**Goal of the exercise**
Tally the lines containing the word "drawn" and give the total alone.

[Data listing]
*****
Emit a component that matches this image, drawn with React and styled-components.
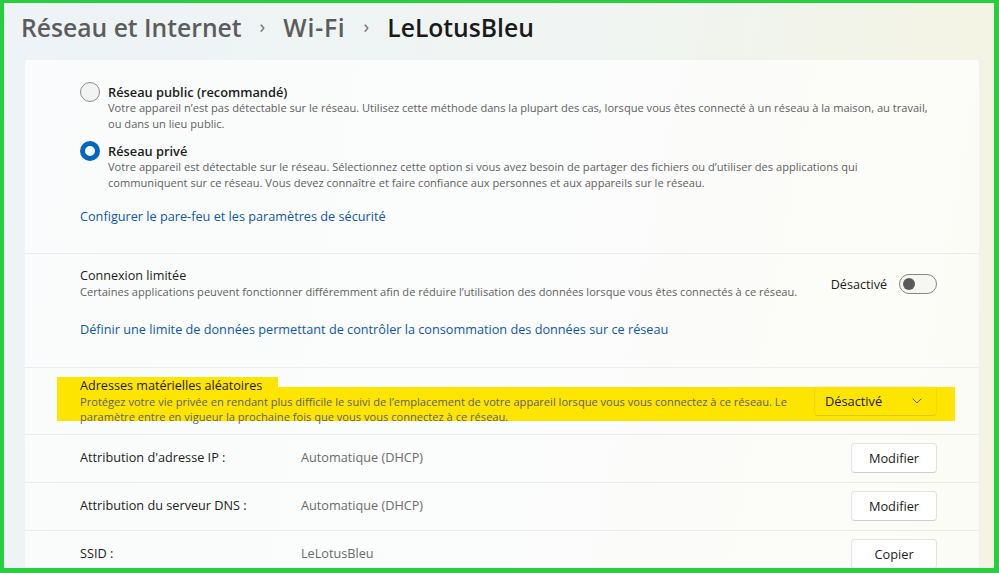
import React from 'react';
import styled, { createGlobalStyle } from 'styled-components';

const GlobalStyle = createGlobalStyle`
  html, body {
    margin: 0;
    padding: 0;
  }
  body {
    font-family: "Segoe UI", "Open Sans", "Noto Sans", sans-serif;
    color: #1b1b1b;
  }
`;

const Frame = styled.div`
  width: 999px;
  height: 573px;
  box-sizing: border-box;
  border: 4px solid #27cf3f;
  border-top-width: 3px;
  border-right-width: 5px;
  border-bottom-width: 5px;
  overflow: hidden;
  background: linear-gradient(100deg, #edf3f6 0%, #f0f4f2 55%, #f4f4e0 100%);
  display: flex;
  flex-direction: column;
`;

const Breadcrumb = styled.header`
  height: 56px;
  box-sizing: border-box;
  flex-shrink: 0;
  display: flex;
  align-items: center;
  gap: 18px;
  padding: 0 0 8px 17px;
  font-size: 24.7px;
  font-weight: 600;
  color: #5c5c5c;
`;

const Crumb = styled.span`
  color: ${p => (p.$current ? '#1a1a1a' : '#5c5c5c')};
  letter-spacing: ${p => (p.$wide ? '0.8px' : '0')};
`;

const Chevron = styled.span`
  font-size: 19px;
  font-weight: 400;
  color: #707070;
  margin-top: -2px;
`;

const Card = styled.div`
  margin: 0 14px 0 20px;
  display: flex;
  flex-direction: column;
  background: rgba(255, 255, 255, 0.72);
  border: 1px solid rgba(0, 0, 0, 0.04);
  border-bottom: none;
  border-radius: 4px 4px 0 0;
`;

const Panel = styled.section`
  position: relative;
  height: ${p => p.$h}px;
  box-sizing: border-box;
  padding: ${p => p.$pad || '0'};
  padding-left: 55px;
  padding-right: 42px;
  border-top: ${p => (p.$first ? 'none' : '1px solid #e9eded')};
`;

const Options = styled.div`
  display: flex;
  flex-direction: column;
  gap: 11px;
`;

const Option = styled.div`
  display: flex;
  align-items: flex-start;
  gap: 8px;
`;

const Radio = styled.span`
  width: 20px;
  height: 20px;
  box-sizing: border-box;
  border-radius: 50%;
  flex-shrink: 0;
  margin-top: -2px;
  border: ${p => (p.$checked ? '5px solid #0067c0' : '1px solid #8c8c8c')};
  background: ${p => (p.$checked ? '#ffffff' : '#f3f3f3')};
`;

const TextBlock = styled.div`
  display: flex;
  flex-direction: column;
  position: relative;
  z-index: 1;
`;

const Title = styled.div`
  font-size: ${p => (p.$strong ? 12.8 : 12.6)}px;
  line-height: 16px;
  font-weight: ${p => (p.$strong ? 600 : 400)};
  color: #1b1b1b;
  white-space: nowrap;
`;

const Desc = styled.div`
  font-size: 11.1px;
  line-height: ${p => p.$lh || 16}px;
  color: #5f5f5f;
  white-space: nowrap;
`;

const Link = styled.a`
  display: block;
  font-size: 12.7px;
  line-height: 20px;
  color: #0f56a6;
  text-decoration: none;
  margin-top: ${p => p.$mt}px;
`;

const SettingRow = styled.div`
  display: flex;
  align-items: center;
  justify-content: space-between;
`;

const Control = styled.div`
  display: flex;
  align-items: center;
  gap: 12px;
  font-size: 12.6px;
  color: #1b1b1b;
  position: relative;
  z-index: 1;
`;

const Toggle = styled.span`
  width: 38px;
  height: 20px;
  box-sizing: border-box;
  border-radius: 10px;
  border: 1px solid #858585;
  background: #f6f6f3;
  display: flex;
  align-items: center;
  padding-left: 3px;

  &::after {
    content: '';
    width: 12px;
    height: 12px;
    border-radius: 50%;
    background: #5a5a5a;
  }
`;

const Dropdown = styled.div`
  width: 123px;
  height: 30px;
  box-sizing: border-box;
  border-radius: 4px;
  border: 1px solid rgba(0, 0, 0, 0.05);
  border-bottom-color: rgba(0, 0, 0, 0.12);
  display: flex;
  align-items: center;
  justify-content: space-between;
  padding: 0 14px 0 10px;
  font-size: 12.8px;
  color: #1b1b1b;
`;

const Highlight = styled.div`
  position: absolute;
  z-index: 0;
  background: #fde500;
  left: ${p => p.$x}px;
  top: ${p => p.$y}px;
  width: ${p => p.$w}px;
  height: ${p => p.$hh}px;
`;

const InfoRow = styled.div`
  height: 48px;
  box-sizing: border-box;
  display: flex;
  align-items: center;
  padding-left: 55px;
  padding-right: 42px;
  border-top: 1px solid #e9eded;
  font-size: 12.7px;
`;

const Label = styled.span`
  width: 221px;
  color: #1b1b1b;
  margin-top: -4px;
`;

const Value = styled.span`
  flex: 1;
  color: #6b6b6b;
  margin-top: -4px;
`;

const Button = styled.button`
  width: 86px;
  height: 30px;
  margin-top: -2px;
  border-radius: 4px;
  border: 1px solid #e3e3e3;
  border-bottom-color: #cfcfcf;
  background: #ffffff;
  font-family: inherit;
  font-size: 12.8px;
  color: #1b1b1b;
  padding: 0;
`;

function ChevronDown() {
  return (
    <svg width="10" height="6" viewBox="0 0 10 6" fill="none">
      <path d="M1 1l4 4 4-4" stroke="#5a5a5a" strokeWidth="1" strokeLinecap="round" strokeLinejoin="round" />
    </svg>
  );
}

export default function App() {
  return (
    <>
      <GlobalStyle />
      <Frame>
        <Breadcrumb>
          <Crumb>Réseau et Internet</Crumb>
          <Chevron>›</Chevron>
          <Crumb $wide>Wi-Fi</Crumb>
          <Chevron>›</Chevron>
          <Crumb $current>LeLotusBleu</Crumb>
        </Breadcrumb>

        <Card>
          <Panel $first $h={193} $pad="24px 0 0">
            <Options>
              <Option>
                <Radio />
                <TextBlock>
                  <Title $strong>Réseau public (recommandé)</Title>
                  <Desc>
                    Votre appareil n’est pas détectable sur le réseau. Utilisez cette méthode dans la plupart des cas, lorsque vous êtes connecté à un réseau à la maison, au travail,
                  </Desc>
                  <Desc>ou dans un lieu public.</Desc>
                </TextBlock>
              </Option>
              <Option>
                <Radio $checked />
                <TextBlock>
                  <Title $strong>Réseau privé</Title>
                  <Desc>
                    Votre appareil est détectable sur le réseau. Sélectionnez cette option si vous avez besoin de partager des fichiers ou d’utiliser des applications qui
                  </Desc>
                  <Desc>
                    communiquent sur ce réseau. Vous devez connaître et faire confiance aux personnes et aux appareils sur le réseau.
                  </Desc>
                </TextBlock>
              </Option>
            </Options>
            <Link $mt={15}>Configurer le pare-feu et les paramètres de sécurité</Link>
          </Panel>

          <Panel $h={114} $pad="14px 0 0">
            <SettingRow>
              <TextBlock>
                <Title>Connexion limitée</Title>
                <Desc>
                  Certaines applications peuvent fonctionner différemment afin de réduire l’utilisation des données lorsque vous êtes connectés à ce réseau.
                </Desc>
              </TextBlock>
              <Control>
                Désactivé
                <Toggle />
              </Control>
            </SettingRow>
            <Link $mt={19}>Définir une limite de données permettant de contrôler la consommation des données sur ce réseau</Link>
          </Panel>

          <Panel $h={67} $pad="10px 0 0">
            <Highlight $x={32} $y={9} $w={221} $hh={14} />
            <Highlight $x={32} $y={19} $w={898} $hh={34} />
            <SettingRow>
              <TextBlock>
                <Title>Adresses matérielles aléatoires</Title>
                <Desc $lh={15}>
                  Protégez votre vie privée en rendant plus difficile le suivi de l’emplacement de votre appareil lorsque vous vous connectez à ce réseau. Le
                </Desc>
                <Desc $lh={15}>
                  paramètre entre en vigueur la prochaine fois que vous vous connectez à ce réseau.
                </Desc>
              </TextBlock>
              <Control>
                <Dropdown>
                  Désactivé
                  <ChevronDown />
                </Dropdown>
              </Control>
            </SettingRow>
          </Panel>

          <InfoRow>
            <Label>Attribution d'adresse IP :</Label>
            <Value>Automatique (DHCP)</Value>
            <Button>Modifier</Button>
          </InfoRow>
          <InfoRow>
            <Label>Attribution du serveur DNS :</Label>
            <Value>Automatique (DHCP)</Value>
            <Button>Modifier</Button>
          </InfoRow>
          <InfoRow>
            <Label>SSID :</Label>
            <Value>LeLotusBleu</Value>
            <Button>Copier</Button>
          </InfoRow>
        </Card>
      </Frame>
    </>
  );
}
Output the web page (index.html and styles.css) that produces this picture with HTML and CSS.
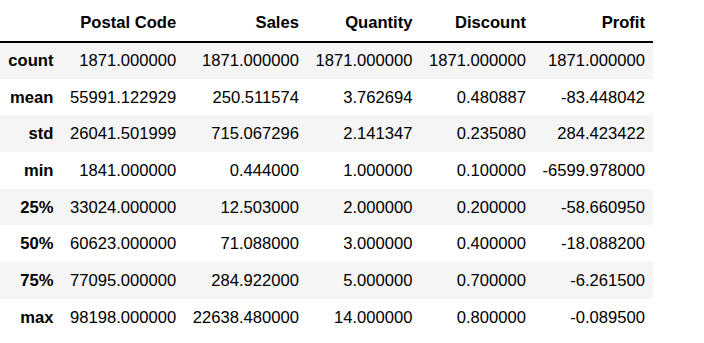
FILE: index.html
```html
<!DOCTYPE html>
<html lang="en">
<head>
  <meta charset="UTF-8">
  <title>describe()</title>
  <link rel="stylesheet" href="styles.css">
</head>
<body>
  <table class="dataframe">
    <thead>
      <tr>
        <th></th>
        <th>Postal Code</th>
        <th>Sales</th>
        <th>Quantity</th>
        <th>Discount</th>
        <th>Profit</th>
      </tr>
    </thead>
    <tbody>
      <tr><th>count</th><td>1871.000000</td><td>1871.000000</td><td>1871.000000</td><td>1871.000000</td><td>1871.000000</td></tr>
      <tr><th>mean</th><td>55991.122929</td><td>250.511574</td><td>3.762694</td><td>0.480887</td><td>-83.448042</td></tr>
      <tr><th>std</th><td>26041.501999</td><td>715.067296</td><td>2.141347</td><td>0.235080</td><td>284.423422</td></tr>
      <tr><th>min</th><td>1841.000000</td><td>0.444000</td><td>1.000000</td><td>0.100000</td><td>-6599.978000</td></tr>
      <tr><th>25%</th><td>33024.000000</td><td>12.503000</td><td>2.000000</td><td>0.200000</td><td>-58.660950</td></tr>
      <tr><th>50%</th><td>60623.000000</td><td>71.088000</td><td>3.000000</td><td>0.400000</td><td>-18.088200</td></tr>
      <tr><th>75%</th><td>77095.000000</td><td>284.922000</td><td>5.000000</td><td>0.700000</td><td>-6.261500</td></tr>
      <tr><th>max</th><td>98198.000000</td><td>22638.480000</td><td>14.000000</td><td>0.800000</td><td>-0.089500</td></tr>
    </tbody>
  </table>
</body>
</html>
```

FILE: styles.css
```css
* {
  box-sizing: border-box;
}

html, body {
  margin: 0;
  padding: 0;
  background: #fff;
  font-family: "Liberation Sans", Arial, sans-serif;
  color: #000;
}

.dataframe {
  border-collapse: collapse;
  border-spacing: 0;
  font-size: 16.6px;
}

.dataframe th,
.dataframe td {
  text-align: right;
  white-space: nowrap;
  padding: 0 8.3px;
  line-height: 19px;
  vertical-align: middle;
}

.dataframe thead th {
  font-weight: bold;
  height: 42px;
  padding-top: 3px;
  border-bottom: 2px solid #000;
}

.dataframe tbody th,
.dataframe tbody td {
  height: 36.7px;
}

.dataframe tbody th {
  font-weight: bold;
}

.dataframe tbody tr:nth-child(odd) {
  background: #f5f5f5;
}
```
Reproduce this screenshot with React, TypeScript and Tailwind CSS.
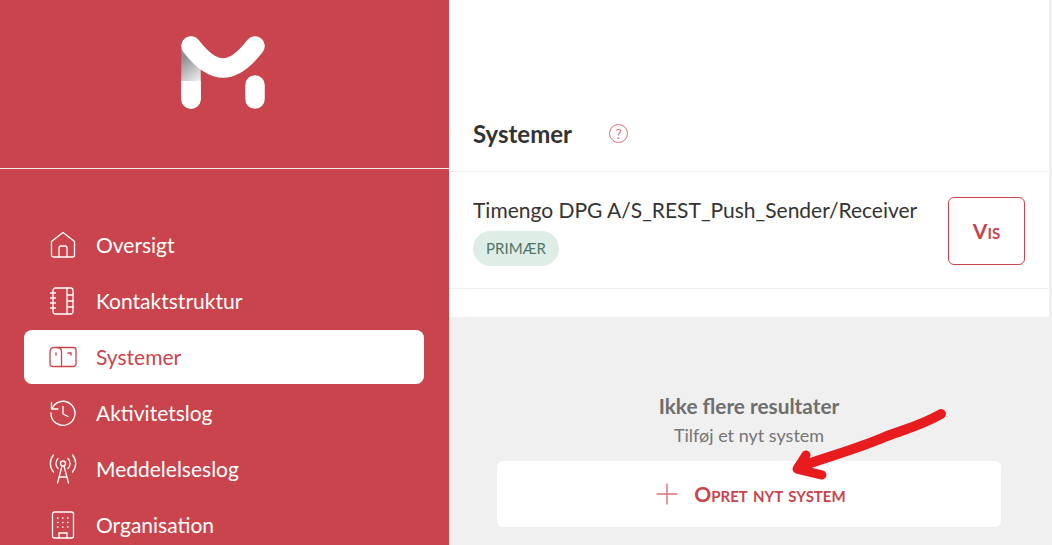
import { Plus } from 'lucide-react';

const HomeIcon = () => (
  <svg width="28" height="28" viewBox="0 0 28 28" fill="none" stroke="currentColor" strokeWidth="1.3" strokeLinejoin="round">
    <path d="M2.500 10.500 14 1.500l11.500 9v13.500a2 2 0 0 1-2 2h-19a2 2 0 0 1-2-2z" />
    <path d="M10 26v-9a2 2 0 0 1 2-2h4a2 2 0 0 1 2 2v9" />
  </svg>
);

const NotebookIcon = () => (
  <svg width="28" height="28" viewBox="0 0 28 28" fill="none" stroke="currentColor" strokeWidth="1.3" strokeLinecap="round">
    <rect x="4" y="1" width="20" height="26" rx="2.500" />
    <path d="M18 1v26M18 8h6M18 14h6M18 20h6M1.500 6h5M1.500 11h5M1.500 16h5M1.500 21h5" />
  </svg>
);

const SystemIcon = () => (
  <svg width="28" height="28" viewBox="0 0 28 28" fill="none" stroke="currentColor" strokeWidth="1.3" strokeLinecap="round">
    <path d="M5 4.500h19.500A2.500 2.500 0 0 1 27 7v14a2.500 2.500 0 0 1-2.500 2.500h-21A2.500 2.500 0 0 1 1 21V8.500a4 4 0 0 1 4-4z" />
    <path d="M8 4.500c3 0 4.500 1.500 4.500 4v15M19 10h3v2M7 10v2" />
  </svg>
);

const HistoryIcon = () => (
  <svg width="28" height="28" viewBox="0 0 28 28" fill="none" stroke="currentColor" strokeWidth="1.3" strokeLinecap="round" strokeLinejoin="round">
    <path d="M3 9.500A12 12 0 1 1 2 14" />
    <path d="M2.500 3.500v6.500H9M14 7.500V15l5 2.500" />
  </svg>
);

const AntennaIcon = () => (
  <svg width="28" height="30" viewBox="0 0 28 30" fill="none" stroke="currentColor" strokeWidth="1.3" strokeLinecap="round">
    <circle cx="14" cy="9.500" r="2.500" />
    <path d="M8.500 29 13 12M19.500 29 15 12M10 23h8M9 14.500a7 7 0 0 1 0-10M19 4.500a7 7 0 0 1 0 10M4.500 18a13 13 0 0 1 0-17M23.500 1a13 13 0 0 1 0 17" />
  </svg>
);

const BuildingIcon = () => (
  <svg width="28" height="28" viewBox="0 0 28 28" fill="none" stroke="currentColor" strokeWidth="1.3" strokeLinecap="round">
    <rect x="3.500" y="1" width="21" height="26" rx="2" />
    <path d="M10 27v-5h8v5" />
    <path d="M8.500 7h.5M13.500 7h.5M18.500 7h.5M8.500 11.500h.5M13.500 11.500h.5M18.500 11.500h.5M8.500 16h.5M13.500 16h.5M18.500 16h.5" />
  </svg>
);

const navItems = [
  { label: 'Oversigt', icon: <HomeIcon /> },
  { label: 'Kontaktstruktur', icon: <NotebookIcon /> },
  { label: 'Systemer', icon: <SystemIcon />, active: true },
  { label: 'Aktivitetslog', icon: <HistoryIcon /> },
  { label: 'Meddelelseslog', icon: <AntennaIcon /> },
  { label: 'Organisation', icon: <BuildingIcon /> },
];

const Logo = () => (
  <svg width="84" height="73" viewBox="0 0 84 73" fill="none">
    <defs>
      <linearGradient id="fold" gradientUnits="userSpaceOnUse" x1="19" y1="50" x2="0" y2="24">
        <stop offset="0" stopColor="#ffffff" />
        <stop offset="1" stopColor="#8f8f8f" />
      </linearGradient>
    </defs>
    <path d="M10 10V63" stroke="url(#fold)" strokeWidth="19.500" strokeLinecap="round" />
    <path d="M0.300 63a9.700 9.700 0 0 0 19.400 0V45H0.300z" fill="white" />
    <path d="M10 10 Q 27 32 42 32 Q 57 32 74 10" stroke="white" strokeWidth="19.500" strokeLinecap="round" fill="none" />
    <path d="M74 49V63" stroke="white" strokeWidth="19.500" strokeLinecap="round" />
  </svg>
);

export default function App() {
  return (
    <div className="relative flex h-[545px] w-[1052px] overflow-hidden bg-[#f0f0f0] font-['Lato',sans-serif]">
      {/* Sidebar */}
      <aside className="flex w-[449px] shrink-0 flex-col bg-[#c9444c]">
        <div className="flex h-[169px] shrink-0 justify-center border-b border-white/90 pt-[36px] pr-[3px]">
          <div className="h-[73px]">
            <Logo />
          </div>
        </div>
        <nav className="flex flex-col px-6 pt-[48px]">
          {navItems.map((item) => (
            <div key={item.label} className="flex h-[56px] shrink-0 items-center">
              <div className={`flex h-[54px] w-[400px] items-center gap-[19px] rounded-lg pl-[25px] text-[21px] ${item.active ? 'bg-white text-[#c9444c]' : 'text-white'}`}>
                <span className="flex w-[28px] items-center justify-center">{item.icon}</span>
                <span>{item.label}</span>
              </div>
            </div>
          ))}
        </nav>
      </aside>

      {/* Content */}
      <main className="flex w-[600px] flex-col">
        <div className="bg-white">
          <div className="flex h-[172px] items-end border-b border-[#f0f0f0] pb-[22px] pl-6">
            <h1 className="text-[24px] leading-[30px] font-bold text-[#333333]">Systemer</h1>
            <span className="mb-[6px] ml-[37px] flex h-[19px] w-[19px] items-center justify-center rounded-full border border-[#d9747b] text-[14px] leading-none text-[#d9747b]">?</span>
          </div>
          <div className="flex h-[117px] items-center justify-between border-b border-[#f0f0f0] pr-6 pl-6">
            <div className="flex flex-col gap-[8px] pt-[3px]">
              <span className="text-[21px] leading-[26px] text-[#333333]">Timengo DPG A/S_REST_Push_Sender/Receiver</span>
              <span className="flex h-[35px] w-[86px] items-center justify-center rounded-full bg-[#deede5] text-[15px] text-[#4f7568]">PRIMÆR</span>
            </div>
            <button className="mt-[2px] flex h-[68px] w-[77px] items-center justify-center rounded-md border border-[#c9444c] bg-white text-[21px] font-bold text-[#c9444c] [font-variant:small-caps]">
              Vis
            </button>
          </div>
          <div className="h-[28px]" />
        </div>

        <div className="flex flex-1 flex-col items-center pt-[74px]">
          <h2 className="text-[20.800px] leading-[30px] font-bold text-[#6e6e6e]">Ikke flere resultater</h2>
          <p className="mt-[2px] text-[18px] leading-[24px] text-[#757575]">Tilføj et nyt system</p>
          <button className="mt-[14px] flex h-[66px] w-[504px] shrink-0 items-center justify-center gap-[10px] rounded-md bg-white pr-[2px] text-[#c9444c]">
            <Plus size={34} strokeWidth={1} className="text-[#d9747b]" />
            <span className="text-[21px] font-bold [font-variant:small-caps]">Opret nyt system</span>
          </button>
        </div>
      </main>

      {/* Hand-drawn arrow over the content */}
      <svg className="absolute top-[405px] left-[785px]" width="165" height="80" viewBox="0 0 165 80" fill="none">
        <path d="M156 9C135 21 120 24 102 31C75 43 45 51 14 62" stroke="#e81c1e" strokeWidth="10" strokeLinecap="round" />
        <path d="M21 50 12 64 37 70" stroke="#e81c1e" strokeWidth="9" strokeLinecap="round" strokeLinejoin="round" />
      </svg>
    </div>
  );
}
*****
**Output**
2